# start of STORED DATA

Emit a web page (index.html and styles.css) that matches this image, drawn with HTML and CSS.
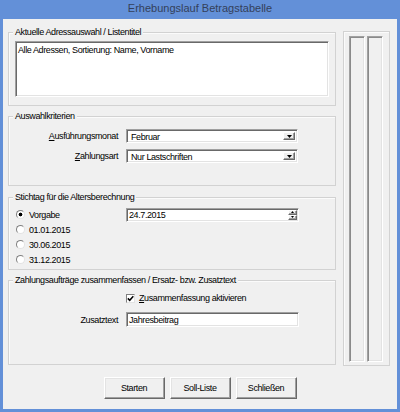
FILE: index.html
```html
<!DOCTYPE html>
<html>

<head>
    <meta name="viewport" content="width=device-width, initial-scale=1">
    <link rel="stylesheet" href="styles.css">
</head>

<body>
    <div class="window">
        <div class="titlebar">Erhebungslauf Betragstabelle</div>
        <div class="client">
            <div class="main">
                <div class="groups">
                    <div class="group g-list">
                        <div class="group-title">Aktuelle Adressauswahl / Listentitel</div>
                        <div class="listbox">Alle Adressen, Sortierung: Name, Vorname</div>
                    </div>

                    <div class="group g-criteria">
                        <div class="group-title">Auswahlkriterien</div>
                        <div class="rows">
                            <div class="field-row">
                                <span class="field-label"><u>A</u>usführungsmonat</span>
                                <div class="combo">
                                    <span class="combo-text">Februar</span>
                                    <span class="combo-btn"><svg width="5" height="3" viewBox="0 0 5 3"><polygon points="0,0 5,0 2.5,3" fill="#000" /></svg></span>
                                </div>
                            </div>
                            <div class="field-row">
                                <span class="field-label"><u>Z</u>ahlungsart</span>
                                <div class="combo">
                                    <span class="combo-text">Nur Lastschriften</span>
                                    <span class="combo-btn"><svg width="5" height="3" viewBox="0 0 5 3"><polygon points="0,0 5,0 2.5,3" fill="#000" /></svg></span>
                                </div>
                            </div>
                        </div>
                    </div>

                    <div class="group g-date">
                        <div class="group-title">Stichtag für die Altersberechnung</div>
                        <div class="radio-list">
                            <div class="radio-row">
                                <span class="radio-opt"><span class="radio checked"></span>Vorgabe</span>
                                <div class="spin">
                                    <span class="spin-text">24.7.2015</span>
                                    <span class="spin-btns">
                                        <span class="spin-btn"><svg width="3" height="2" viewBox="0 0 3 2"><polygon points="1.5,0 3,2 0,2" fill="#000" /></svg></span>
                                        <span class="spin-btn"><svg width="3" height="2" viewBox="0 0 3 2"><polygon points="0,0 3,0 1.5,2" fill="#000" /></svg></span>
                                    </span>
                                </div>
                            </div>
                            <div class="radio-row"><span class="radio-opt"><span class="radio"></span>01.01.2015</span></div>
                            <div class="radio-row"><span class="radio-opt"><span class="radio"></span>30.06.2015</span></div>
                            <div class="radio-row"><span class="radio-opt"><span class="radio"></span>31.12.2015</span></div>
                        </div>
                    </div>

                    <div class="group g-merge">
                        <div class="group-title">Zahlungsaufträge zusammenfassen / Ersatz- bzw. Zusatztext</div>
                        <div class="check-row">
                            <span class="checkbox"><svg width="7" height="7" viewBox="0 0 7 7"><path d="M0.8 3.4 L2.7 5.3 L6.3 1.2" fill="none" stroke="#000" stroke-width="1.5" /></svg></span>
                            <span><u>Z</u>usammenfassung aktivieren</span>
                        </div>
                        <div class="field-row text-row">
                            <span class="field-label">Zusatztext</span>
                            <div class="textbox">Jahresbeitrag</div>
                        </div>
                    </div>
                </div>

                <div class="side">
                    <div class="side-col"></div>
                    <div class="side-col"></div>
                </div>
            </div>

            <div class="buttons">
                <button class="btn">Starten</button>
                <button class="btn">Soll-Liste</button>
                <button class="btn">Schließen</button>
            </div>
        </div>
    </div>
</body>

</html>
```

FILE: styles.css
```css
* {
    box-sizing: border-box;
}

body {
    margin: 0;
    font-family: "Liberation Sans", Arial, sans-serif;
    font-size: 9px;
    letter-spacing: -0.4px;
    color: #000;
    background-color: #fff;
}

/* window frame */
.window {
    width: 400px;
    height: 412px;
    background-color: #6390d8;
    padding: 0 3px 3px 3px;
    display: flex;
    flex-direction: column;
}

.titlebar {
    height: 19px;
    line-height: 17px;
    text-align: center;
    font-size: 11px;
    letter-spacing: 0;
    color: #34405a;
}

.client {
    flex: 1;
    background-color: #f0f0f0;
}

.main {
    display: flex;
    padding: 12px 0 0 5px;
}

.groups {
    width: 328px;
    padding-top: 1px;
}

/* group boxes */
.group {
    border: 1px solid #d2d2d2;
    box-shadow: inset 1px 1px 0 #fbfbfb;
}

.group-title {
    width: fit-content;
    margin: -6px 0 0 4px;
    padding: 0 2px;
    line-height: 11px;
    background-color: #f0f0f0;
}

.g-list {
    height: 74px;
}

.g-criteria {
    height: 70px;
    margin-top: 10px;
}

.g-date {
    height: 73px;
    margin-top: 11px;
}

.g-merge {
    height: 85px;
    margin-top: 10px;
}

/* sunken fields */
.listbox,
.combo,
.spin,
.textbox {
    background-color: #fff;
    border: 1px solid;
    border-color: #a0a0a0 #fff #fff #a0a0a0;
    box-shadow: inset 1px 1px 0 #696969, inset -1px -1px 0 #e3e3e3;
}

.listbox {
    width: 314px;
    height: 56px;
    margin: 3px 0 0 6px;
    padding: 3px 2px;
    line-height: 10px;
}

.rows {
    margin-top: 7px;
    display: flex;
    flex-direction: column;
    gap: 6px;
}

.field-row {
    display: flex;
    align-items: center;
    height: 14px;
}

.field-label {
    width: 109px;
    margin-right: 8px;
    text-align: right;
}

.combo {
    width: 172px;
    height: 14px;
    display: flex;
    align-items: stretch;
    padding: 2px;
}

.combo-text {
    flex: 1;
    padding-left: 2px;
    line-height: 10px;
}

.combo-btn,
.spin-btn {
    background-color: #f0f0f0;
    border: 1px solid;
    border-color: #fff #696969 #696969 #fff;
    box-shadow: inset -1px -1px 0 #a0a0a0;
    display: flex;
    align-items: center;
    justify-content: center;
}

.combo-btn {
    width: 12px;
}

/* radio buttons */
.radio-list {
    margin-top: 4px;
}

.radio-row {
    display: flex;
    align-items: center;
    height: 15px;
}

.radio-opt {
    width: 117px;
    display: flex;
    align-items: center;
}

.radio {
    width: 9px;
    height: 9px;
    margin: 0 4px 0 7px;
    border-radius: 50%;
    border: 1px solid;
    border-color: #808080 #e3e3e3 #e3e3e3 #808080;
    background-color: #fff;
}

.radio.checked {
    background: radial-gradient(circle, #000 0 1.6px, #fff 2.2px);
}

.spin {
    width: 173px;
    height: 14px;
    display: flex;
    padding: 1px;
}

.spin-text {
    flex: 1;
    padding-left: 1px;
    line-height: 11px;
}

.spin-btns {
    width: 9px;
    display: flex;
    flex-direction: column;
}

.spin-btn {
    flex: 1;
}

/* merge group */
.check-row {
    display: flex;
    align-items: center;
    height: 14px;
    margin-top: 5px;
    padding-left: 117px;
}

.checkbox {
    width: 9px;
    height: 9px;
    margin-right: 4px;
    background-color: #fff;
    border: 1px solid;
    border-color: #808080 #e3e3e3 #e3e3e3 #808080;
    display: flex;
    align-items: center;
    justify-content: center;
}

.text-row {
    height: 15px;
    margin-top: 7px;
}

.textbox {
    width: 173px;
    height: 15px;
    padding: 2px 1px 0 2px;
    line-height: 11px;
}

/* right-hand panel */
.side {
    width: 47px;
    height: 335px;
    margin-left: 7px;
    padding: 4px 6px 3px 5px;
    border: 1px solid #d2d2d2;
    box-shadow: inset 1px 1px 0 #fbfbfb;
    display: flex;
    gap: 2px;
}

.side-col {
    width: 16px;
    height: 326px;
    border: 1px solid;
    border-color: #a0a0a0 #fff #fff #a0a0a0;
    box-shadow: inset 1px 1px 0 #8a8a8a, inset -1px -1px 0 #e3e3e3;
}

/* buttons */
.buttons {
    display: flex;
    justify-content: center;
    gap: 5px;
    margin-top: 11px;
}

.btn {
    width: 61px;
    height: 22px;
    padding: 0;
    font-family: inherit;
    font-size: 9px;
    letter-spacing: -0.4px;
    color: #000;
    background-color: #f0f0f0;
    border: 1px solid;
    border-color: #fff #696969 #696969 #fff;
    box-shadow: inset -1px -1px 0 #a0a0a0, inset 1px 1px 0 #e3e3e3;
}
```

# end of STORED DATA

Work out the count of lines containing the word "index", then write only that count.

SOLUTION ▸
2